_Data records:_
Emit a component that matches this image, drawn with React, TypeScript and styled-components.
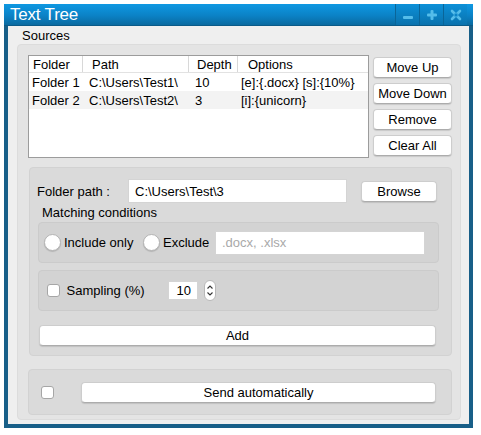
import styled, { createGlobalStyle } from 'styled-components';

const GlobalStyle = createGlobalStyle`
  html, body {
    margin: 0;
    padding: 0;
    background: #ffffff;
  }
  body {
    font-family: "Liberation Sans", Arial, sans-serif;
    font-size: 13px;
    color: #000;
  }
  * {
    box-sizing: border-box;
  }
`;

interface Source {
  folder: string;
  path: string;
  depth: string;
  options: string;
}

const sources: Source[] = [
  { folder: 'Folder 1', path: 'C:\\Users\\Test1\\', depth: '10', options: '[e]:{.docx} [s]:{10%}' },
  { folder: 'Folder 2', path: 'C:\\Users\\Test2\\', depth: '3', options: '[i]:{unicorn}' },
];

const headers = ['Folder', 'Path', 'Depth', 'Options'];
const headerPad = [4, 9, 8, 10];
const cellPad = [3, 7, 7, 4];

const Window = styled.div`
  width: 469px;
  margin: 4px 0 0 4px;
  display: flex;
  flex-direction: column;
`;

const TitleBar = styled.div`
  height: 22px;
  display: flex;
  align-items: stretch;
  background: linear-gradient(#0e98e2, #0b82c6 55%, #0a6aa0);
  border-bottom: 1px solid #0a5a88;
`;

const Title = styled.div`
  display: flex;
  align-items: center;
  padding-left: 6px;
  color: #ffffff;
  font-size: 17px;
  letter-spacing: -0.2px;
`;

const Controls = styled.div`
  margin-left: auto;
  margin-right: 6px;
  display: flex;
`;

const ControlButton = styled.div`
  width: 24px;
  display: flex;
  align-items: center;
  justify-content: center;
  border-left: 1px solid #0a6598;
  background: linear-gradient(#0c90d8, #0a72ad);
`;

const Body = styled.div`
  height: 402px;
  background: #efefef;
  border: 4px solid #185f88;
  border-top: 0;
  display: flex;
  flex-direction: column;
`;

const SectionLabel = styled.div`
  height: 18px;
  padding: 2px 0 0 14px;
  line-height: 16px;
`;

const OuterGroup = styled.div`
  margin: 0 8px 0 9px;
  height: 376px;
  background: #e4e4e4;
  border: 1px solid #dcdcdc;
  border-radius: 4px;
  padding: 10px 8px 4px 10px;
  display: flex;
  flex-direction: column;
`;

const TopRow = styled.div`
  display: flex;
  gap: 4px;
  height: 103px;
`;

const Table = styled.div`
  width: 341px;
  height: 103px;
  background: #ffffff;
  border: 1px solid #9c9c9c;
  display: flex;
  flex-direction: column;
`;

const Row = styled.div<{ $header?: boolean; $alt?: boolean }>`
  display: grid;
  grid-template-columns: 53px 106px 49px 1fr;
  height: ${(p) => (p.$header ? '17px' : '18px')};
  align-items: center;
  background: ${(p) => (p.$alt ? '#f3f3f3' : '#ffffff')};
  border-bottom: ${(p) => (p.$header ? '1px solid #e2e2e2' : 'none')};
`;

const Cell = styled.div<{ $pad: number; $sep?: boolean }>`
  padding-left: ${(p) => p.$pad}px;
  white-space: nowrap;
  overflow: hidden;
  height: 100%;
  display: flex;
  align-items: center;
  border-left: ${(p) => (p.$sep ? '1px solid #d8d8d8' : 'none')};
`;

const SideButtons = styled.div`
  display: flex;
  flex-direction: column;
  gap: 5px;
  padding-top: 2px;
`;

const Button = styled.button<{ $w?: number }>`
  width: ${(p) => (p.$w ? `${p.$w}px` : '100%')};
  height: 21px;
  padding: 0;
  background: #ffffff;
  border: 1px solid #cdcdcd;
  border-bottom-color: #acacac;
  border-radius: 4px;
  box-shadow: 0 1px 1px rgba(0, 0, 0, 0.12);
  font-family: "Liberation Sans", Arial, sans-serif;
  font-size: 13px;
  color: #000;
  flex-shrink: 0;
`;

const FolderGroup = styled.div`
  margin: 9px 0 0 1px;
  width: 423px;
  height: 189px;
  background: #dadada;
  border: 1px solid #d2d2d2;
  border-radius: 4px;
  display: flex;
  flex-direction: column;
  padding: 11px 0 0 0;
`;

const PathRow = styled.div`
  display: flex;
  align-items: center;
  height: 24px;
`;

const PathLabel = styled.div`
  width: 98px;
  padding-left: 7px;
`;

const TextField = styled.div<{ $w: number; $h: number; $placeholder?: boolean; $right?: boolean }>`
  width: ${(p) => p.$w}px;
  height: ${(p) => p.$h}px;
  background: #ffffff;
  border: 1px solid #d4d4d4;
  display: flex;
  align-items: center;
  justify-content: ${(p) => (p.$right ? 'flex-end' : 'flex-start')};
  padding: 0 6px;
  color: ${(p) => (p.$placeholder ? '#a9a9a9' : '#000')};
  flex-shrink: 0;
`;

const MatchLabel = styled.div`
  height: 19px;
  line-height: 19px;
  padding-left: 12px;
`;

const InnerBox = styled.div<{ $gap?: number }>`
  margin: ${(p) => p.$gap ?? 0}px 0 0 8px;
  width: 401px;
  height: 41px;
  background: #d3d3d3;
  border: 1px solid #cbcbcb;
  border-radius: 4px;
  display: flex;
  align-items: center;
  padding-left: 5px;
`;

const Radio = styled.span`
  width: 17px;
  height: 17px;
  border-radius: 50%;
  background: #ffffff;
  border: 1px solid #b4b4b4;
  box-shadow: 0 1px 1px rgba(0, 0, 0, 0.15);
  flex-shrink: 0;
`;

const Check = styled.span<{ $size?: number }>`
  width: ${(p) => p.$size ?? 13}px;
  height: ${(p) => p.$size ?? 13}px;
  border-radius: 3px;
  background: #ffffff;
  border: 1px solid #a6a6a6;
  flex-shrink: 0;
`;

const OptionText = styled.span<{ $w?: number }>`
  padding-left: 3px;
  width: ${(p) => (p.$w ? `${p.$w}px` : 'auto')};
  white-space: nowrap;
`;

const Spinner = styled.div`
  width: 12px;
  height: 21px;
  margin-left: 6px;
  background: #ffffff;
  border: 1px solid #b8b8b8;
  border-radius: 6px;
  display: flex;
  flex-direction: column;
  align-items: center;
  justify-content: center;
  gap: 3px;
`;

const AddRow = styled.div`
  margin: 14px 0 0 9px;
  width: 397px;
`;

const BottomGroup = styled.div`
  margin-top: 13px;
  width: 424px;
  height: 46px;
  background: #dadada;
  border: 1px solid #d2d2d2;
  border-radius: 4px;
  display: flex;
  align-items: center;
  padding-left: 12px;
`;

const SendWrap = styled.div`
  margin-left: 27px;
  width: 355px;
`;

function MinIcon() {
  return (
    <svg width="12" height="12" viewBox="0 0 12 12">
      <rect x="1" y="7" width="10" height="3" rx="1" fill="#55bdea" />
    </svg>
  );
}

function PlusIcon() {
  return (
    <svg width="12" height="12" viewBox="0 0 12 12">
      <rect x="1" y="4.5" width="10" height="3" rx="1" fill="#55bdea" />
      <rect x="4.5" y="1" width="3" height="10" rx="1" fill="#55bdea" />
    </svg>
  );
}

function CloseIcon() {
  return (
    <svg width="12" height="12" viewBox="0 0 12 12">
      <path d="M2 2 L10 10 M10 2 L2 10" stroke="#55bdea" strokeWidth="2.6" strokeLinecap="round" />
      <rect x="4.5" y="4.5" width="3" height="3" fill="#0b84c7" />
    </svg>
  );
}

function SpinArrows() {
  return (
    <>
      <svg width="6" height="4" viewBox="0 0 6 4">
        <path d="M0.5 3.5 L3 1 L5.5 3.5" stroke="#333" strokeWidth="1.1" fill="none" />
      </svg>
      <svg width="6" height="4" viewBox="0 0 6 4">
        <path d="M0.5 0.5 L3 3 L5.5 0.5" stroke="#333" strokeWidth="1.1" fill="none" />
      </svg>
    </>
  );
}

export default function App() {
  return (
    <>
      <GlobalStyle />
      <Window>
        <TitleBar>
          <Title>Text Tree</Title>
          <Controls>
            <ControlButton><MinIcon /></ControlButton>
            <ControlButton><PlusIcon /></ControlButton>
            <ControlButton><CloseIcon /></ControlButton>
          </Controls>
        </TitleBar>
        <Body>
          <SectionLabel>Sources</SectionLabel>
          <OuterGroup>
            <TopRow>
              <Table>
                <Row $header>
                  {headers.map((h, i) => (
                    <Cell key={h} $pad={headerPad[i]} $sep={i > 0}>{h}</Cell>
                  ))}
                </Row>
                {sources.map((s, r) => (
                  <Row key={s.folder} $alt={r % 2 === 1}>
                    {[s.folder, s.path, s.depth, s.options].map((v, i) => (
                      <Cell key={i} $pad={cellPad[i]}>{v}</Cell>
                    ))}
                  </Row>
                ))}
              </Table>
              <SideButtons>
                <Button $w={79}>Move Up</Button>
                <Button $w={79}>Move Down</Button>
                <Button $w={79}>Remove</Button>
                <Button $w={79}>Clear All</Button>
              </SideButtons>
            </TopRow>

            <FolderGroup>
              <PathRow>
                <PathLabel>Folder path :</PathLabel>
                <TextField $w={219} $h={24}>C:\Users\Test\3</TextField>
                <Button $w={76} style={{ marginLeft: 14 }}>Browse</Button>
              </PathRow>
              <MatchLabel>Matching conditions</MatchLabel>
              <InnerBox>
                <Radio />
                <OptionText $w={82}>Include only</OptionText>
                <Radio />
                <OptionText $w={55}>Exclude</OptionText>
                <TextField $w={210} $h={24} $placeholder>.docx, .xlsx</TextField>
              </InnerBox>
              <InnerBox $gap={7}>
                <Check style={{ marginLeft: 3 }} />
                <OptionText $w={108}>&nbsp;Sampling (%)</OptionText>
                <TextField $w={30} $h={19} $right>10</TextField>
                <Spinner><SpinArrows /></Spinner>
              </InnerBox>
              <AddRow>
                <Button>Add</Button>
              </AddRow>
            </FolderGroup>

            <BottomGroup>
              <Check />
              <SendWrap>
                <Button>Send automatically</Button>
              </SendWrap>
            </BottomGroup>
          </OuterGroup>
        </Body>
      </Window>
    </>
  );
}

==

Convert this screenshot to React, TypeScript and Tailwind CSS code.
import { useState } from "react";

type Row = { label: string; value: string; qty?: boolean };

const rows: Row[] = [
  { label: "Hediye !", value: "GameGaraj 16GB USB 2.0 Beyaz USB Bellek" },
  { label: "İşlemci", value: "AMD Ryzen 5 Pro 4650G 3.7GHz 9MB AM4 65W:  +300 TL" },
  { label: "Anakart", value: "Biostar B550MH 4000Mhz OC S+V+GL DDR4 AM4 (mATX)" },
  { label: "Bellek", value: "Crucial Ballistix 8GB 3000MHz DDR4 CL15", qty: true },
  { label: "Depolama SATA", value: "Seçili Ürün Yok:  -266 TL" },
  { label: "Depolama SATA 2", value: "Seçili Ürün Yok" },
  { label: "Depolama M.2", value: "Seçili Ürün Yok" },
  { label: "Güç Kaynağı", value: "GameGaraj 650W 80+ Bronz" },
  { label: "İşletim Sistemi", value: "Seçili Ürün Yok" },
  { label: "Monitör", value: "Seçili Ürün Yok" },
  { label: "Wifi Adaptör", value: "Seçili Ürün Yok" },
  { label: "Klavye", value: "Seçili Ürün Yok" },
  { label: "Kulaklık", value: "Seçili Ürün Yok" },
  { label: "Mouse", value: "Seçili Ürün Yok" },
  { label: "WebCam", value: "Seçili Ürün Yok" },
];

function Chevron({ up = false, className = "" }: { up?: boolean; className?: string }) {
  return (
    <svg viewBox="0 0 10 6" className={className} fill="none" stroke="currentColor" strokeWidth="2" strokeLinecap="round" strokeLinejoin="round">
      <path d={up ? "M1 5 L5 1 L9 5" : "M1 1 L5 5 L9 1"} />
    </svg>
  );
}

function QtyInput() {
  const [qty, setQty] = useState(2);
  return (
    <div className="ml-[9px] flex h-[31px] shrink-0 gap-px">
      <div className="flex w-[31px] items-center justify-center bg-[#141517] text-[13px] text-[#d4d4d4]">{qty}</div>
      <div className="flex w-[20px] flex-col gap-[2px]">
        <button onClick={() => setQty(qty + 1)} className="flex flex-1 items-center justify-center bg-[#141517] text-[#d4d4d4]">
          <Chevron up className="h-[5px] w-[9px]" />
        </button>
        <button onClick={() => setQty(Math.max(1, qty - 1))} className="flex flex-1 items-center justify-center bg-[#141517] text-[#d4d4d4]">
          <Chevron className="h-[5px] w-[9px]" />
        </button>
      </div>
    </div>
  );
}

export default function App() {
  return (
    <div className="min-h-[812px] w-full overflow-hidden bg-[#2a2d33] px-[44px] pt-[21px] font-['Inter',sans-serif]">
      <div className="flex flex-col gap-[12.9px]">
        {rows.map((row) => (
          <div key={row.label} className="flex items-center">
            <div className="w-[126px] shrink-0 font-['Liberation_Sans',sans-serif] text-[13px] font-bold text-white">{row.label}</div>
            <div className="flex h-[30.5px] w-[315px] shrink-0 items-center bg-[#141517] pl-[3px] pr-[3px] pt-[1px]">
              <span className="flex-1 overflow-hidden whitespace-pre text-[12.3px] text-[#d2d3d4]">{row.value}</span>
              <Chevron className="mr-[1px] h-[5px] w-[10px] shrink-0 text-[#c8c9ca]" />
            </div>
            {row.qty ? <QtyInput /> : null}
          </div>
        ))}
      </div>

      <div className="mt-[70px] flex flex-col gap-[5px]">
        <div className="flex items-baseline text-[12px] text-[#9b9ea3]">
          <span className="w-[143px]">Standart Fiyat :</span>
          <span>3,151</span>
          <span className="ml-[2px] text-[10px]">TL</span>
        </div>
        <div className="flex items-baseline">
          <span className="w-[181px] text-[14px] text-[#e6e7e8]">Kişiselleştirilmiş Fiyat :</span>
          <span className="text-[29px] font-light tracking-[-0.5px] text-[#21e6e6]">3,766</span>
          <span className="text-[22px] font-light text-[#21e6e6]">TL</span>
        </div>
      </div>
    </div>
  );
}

* * *

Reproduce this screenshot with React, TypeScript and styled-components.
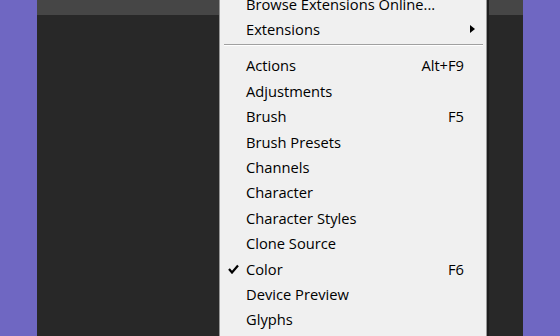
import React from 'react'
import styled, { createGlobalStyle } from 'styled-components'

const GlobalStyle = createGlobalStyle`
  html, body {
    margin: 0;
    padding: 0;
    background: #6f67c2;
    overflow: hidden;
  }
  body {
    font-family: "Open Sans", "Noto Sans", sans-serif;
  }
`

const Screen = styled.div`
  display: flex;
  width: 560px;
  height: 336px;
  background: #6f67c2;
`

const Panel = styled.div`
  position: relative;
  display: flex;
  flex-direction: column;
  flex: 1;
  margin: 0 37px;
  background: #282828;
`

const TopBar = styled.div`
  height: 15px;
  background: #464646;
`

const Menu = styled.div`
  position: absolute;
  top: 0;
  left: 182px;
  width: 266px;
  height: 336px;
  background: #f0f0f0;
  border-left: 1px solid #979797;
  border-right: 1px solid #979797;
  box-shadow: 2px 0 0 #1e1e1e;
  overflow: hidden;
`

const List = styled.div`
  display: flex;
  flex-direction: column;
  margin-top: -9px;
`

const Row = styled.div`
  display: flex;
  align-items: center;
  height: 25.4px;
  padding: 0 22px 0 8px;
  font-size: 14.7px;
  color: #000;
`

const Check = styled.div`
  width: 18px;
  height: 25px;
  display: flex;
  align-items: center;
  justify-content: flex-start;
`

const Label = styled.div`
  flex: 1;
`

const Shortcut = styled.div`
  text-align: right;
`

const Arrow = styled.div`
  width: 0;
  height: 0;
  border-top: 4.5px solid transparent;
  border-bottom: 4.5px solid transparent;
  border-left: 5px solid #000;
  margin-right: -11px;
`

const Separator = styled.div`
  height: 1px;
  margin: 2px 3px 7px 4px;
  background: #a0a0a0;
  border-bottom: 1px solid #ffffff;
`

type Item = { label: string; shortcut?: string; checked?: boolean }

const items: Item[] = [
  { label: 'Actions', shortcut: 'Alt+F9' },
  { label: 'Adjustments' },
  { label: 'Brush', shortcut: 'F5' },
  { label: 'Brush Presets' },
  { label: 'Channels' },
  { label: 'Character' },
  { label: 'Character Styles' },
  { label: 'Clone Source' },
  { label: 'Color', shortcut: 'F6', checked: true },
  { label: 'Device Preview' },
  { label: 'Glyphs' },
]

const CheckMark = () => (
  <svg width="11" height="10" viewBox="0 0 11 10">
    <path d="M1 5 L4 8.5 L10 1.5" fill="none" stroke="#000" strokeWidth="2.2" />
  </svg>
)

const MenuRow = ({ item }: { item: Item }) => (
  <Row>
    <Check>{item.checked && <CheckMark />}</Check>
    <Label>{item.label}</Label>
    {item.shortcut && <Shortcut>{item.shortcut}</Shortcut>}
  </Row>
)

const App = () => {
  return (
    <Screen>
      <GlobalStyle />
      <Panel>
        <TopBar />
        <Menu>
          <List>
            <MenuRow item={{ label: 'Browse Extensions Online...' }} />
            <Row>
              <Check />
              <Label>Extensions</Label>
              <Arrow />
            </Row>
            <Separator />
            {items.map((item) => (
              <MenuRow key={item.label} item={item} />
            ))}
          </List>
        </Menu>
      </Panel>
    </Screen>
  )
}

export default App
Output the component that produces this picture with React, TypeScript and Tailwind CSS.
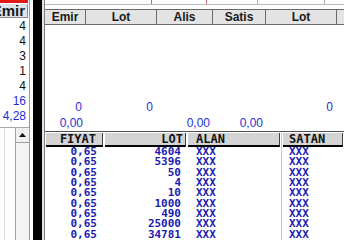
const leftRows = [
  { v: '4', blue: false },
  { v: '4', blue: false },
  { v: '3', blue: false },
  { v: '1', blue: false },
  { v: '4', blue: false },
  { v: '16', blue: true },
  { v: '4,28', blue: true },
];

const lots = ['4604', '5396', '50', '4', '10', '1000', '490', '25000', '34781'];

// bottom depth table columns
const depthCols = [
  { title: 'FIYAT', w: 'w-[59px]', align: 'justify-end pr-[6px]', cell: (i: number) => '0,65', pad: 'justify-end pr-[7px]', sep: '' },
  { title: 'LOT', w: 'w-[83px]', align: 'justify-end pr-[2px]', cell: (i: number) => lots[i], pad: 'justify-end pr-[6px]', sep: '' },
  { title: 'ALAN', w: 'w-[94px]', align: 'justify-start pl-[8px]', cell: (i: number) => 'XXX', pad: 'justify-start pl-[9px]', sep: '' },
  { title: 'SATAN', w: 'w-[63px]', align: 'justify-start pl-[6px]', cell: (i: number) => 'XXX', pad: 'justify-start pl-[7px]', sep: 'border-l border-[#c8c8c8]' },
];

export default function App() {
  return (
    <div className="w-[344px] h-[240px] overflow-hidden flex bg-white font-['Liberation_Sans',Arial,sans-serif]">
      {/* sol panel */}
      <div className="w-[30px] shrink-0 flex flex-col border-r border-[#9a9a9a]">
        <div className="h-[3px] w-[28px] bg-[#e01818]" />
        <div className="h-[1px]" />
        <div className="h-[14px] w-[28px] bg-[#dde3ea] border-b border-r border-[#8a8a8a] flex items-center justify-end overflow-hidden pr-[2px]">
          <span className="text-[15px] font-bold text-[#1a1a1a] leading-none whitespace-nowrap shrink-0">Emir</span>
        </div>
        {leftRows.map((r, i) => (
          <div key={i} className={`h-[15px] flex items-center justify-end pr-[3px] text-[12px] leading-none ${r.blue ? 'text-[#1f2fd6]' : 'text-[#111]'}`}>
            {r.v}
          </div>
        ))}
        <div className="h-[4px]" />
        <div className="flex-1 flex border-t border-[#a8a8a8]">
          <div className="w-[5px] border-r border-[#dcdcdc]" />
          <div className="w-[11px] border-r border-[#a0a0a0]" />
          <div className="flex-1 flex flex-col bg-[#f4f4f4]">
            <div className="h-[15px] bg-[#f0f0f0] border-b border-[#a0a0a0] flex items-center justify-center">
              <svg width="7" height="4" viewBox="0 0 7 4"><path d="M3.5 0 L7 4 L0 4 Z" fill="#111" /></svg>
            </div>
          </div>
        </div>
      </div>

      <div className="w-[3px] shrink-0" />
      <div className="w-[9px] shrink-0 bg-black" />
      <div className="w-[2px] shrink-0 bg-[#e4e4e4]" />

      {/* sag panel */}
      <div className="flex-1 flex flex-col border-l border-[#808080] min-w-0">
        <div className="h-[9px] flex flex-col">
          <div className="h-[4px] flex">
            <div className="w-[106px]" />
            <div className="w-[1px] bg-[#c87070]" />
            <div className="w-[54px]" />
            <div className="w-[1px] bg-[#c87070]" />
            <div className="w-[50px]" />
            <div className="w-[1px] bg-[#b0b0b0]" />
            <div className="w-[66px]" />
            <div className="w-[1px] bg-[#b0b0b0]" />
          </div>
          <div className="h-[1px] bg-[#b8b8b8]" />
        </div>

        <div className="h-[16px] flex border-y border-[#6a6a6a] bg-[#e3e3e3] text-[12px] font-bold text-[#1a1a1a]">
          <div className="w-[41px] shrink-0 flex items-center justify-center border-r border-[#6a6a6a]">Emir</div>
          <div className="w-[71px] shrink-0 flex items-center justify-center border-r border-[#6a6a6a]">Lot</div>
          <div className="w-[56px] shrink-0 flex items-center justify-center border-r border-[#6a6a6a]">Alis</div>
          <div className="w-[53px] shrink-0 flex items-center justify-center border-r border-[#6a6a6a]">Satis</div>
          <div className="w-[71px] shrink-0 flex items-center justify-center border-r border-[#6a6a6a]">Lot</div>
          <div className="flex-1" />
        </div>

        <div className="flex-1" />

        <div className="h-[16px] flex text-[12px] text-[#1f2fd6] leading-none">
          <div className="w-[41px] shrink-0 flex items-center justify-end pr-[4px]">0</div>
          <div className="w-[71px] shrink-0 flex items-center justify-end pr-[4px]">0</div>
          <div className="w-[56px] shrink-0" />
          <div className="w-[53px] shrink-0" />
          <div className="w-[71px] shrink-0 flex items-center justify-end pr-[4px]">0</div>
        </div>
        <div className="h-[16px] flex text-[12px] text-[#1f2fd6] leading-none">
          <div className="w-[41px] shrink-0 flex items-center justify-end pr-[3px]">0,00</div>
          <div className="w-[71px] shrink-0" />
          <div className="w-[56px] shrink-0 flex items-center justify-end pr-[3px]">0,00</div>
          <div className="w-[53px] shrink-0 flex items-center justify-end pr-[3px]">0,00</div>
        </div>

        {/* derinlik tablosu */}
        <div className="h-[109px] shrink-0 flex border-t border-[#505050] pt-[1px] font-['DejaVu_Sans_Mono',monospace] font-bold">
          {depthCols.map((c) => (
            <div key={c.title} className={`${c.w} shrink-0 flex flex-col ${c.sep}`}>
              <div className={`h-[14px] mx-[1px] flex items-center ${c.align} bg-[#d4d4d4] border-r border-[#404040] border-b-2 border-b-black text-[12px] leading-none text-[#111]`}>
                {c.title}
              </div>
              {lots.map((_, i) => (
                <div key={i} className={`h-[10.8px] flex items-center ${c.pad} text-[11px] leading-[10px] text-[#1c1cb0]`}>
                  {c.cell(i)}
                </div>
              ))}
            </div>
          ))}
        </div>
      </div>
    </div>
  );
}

_Exercise directions:_
Word for word, retype the lines in the entries above that run from the one with "Reproduce this screenshot" through the one with "string; shortcut?: string;". Both ends count; pictures do not.

_Written answer:_
Reproduce this screenshot with React, TypeScript and styled-components.
import React from 'react'
import styled, { createGlobalStyle } from 'styled-components'

const GlobalStyle = createGlobalStyle`
  html, body {
    margin: 0;
    padding: 0;
    background: #6f67c2;
    overflow: hidden;
  }
  body {
    font-family: "Open Sans", "Noto Sans", sans-serif;
  }
`

const Screen = styled.div`
  display: flex;
  width: 560px;
  height: 336px;
  background: #6f67c2;
`

const Panel = styled.div`
  position: relative;
  display: flex;
  flex-direction: column;
  flex: 1;
  margin: 0 37px;
  background: #282828;
`

const TopBar = styled.div`
  height: 15px;
  background: #464646;
`

const Menu = styled.div`
  position: absolute;
  top: 0;
  left: 182px;
  width: 266px;
  height: 336px;
  background: #f0f0f0;
  border-left: 1px solid #979797;
  border-right: 1px solid #979797;
  box-shadow: 2px 0 0 #1e1e1e;
  overflow: hidden;
`

const List = styled.div`
  display: flex;
  flex-direction: column;
  margin-top: -9px;
`

const Row = styled.div`
  display: flex;
  align-items: center;
  height: 25.4px;
  padding: 0 22px 0 8px;
  font-size: 14.7px;
  color: #000;
`

const Check = styled.div`
  width: 18px;
  height: 25px;
  display: flex;
  align-items: center;
  justify-content: flex-start;
`

const Label = styled.div`
  flex: 1;
`

const Shortcut = styled.div`
  text-align: right;
`

const Arrow = styled.div`
  width: 0;
  height: 0;
  border-top: 4.5px solid transparent;
  border-bottom: 4.5px solid transparent;
  border-left: 5px solid #000;
  margin-right: -11px;
`

const Separator = styled.div`
  height: 1px;
  margin: 2px 3px 7px 4px;
  background: #a0a0a0;
  border-bottom: 1px solid #ffffff;
`

type Item = { label: string; shortcut?: string; checked?: boolean }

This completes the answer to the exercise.